* TASK REQUIREMENTS
Only the lines from the top of the listing below to the line that has "<pharmacy-app></pharmacy-app>" should be echoed, with both ends kept and pictures left out.
◇ ◇ ◇
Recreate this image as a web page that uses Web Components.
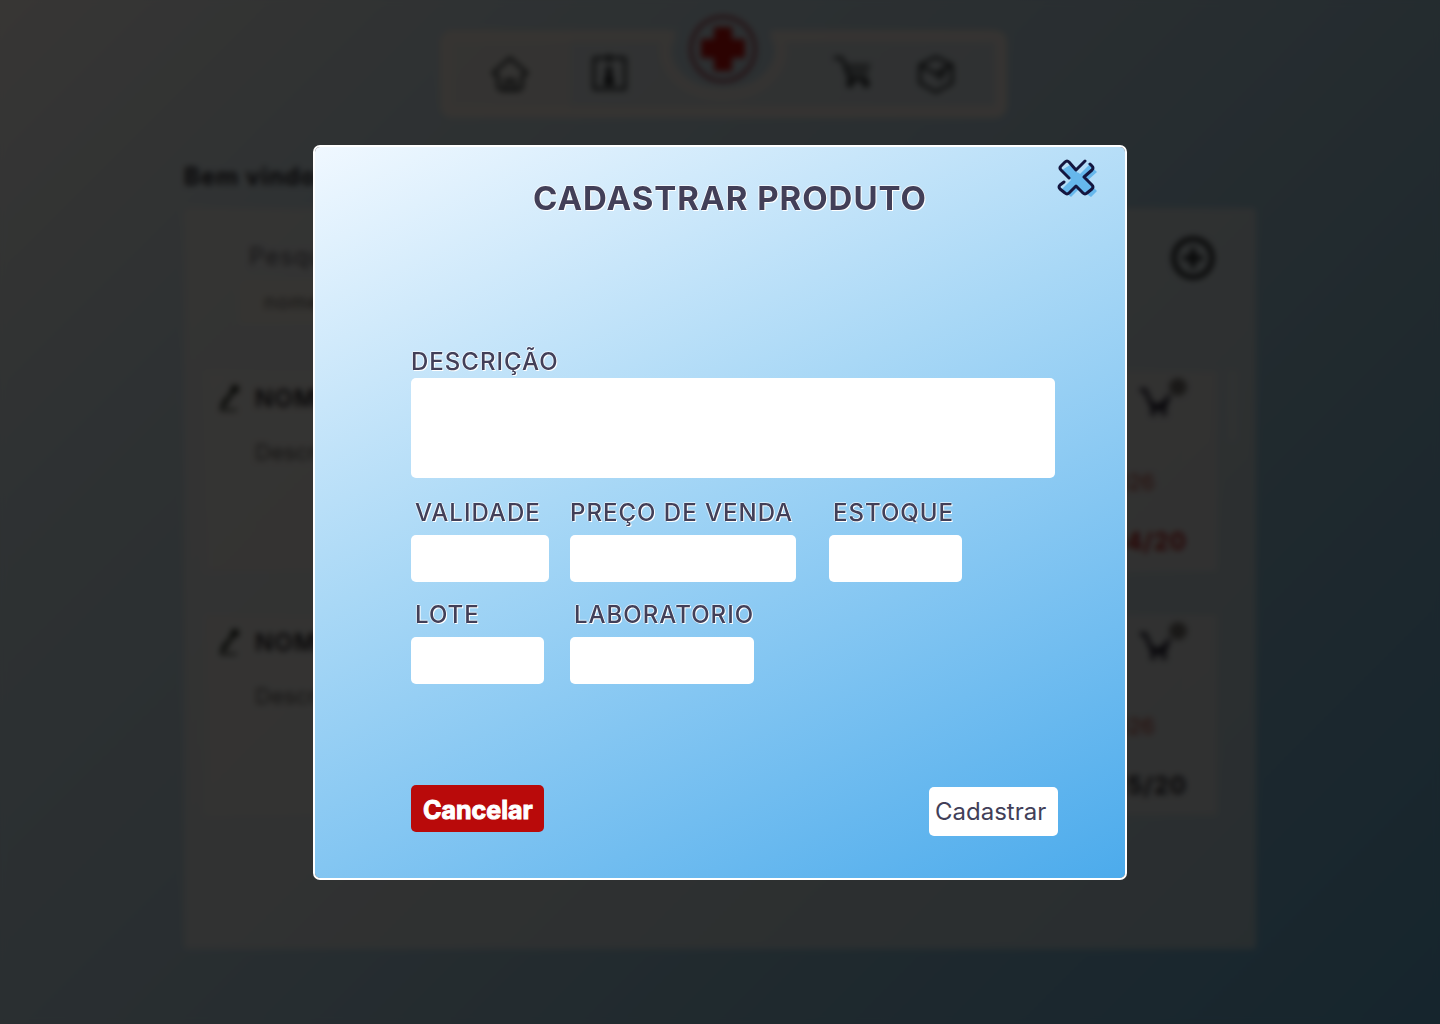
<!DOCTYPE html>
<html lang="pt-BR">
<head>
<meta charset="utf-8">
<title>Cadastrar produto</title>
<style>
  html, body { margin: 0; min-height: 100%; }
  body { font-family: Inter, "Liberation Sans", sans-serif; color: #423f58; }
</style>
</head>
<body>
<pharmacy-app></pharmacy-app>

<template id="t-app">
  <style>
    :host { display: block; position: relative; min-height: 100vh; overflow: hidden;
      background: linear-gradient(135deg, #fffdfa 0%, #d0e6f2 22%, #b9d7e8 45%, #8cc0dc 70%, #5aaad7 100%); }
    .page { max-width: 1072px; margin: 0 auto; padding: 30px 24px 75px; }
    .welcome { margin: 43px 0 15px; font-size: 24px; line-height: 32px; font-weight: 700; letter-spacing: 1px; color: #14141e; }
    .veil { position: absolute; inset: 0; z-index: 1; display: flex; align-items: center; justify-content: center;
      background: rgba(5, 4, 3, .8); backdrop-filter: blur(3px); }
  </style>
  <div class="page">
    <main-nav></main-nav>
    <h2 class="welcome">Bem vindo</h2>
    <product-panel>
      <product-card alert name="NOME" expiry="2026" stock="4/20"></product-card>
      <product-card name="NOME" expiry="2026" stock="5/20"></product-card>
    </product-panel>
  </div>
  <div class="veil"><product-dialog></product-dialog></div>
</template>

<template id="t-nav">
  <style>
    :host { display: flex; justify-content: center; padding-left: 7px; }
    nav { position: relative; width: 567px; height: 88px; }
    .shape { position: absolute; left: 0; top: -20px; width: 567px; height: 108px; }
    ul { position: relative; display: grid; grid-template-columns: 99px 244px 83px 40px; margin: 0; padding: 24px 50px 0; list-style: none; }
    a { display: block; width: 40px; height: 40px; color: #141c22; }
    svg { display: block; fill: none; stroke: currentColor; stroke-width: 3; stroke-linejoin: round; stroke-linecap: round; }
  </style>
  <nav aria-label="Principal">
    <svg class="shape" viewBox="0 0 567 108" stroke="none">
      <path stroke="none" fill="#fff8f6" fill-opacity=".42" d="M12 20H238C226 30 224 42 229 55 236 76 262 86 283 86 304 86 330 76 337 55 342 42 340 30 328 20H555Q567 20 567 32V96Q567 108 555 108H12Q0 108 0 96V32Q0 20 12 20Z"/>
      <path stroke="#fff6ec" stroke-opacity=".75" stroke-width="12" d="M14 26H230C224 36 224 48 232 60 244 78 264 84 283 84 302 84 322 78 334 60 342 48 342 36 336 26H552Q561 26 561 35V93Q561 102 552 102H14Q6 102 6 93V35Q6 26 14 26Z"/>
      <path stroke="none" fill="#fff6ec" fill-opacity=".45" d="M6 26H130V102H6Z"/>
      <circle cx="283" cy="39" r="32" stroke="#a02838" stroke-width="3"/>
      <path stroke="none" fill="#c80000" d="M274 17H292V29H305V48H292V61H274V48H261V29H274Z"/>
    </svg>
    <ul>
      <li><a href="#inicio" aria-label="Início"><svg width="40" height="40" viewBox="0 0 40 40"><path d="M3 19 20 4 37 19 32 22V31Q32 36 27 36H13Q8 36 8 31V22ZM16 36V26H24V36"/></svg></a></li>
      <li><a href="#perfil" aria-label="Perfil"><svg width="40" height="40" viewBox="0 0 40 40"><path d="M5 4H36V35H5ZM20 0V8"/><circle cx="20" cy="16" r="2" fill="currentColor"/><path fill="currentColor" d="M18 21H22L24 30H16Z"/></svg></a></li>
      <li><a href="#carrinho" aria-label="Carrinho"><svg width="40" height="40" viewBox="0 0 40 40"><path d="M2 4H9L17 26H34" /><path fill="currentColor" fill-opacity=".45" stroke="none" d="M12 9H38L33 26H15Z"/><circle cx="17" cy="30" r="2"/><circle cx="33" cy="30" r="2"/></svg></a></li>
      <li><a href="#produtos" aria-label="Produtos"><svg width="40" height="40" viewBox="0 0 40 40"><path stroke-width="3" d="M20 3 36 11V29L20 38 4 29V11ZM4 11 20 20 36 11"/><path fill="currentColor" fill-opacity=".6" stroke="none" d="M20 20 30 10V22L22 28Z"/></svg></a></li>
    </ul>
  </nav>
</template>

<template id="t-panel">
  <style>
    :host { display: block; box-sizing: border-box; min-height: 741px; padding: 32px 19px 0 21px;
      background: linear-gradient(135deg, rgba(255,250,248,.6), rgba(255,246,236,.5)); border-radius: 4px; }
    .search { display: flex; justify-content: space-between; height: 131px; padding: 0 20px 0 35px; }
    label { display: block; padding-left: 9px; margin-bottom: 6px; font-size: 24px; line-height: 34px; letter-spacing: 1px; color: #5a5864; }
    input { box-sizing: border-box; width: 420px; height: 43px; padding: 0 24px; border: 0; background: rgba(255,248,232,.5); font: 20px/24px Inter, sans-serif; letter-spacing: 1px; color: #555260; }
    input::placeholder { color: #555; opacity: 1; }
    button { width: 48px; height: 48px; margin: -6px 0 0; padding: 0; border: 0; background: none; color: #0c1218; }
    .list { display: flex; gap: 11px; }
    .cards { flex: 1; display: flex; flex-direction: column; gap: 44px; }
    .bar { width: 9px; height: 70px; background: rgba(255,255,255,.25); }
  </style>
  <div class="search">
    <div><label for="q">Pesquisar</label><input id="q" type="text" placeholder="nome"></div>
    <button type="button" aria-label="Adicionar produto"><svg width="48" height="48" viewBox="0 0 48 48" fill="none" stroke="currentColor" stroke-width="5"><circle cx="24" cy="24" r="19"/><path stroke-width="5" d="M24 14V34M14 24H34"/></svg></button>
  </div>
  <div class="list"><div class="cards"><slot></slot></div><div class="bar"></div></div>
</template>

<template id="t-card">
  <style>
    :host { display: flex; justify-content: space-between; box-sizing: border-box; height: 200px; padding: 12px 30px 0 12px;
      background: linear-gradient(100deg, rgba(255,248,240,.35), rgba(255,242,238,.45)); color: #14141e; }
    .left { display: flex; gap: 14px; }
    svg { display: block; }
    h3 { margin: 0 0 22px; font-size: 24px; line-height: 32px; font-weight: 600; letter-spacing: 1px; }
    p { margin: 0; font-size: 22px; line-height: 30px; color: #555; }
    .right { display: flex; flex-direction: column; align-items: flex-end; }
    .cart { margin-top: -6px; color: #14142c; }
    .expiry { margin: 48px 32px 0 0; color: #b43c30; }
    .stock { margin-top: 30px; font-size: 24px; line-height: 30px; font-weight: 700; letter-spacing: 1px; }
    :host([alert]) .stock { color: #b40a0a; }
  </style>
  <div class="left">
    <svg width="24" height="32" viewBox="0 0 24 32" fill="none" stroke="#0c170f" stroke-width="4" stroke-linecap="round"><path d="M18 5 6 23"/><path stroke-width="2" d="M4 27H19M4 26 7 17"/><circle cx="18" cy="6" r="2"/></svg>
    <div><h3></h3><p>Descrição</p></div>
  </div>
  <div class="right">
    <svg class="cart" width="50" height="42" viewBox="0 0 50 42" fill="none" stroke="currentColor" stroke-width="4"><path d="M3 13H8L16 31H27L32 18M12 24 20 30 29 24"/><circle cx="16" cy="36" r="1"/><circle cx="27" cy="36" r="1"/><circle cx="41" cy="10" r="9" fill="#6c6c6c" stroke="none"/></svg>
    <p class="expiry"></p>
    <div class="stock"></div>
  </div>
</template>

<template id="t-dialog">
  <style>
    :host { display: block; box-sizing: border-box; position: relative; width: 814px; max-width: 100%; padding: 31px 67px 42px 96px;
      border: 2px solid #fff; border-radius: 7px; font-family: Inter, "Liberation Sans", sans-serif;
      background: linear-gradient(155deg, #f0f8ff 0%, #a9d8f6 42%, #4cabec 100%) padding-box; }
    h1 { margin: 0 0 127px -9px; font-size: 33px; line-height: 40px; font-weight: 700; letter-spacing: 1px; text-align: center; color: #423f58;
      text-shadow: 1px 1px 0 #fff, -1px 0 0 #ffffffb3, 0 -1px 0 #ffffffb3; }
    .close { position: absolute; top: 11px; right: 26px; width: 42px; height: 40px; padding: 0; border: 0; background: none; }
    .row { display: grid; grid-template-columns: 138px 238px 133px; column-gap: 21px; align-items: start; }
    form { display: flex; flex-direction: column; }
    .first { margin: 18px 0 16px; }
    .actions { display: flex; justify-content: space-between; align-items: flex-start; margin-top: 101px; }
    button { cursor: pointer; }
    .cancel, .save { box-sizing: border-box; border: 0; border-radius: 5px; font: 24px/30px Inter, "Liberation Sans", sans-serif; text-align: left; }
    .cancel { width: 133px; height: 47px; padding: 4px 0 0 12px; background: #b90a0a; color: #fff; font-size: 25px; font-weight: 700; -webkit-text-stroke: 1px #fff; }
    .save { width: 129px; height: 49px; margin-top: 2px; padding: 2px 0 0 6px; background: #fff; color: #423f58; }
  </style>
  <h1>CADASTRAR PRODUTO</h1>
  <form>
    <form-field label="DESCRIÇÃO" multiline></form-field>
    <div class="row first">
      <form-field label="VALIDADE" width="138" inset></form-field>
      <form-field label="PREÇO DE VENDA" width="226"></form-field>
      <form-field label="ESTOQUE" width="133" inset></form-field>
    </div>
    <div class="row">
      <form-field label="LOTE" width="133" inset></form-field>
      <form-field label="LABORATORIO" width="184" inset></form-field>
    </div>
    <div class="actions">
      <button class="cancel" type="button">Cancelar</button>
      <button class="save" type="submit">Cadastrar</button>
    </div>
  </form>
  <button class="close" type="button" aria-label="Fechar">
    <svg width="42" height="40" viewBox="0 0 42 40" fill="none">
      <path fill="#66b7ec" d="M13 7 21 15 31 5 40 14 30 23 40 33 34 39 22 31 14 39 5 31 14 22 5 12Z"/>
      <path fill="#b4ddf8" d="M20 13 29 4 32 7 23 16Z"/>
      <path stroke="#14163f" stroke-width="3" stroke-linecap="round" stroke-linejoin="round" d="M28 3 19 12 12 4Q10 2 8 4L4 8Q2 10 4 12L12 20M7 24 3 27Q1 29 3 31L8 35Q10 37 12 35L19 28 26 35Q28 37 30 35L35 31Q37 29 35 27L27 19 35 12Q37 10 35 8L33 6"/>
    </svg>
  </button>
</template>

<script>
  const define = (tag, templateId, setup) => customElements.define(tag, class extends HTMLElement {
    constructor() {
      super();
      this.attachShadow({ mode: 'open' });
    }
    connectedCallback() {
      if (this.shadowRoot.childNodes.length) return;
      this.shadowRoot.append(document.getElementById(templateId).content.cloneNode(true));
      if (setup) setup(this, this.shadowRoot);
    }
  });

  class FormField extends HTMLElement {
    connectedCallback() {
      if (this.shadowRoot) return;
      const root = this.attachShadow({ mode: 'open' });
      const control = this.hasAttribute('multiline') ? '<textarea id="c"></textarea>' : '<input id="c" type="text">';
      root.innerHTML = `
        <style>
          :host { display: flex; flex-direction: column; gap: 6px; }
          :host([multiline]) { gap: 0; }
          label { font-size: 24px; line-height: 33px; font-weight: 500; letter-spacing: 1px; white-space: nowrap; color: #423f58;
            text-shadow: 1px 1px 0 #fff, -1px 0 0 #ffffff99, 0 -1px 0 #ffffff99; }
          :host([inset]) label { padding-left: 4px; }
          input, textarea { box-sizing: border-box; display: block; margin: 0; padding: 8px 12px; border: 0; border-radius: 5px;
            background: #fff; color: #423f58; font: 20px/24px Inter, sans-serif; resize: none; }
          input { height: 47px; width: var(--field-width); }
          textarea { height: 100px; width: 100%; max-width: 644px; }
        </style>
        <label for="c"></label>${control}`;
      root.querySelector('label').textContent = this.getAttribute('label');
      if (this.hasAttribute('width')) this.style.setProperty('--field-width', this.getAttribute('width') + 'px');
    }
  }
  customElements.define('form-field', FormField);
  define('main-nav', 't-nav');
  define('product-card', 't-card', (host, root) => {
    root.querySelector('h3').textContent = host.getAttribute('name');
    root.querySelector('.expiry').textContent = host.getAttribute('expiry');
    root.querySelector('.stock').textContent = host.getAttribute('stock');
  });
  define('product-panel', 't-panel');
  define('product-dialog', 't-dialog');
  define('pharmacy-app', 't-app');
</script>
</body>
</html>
◇ ◇ ◇
* ANSWER TO THE PROBLEM
Recreate this image as a web page that uses Web Components.
<!DOCTYPE html>
<html lang="pt-BR">
<head>
<meta charset="utf-8">
<title>Cadastrar produto</title>
<style>
  html, body { margin: 0; min-height: 100%; }
  body { font-family: Inter, "Liberation Sans", sans-serif; color: #423f58; }
</style>
</head>
<body>
<pharmacy-app></pharmacy-app>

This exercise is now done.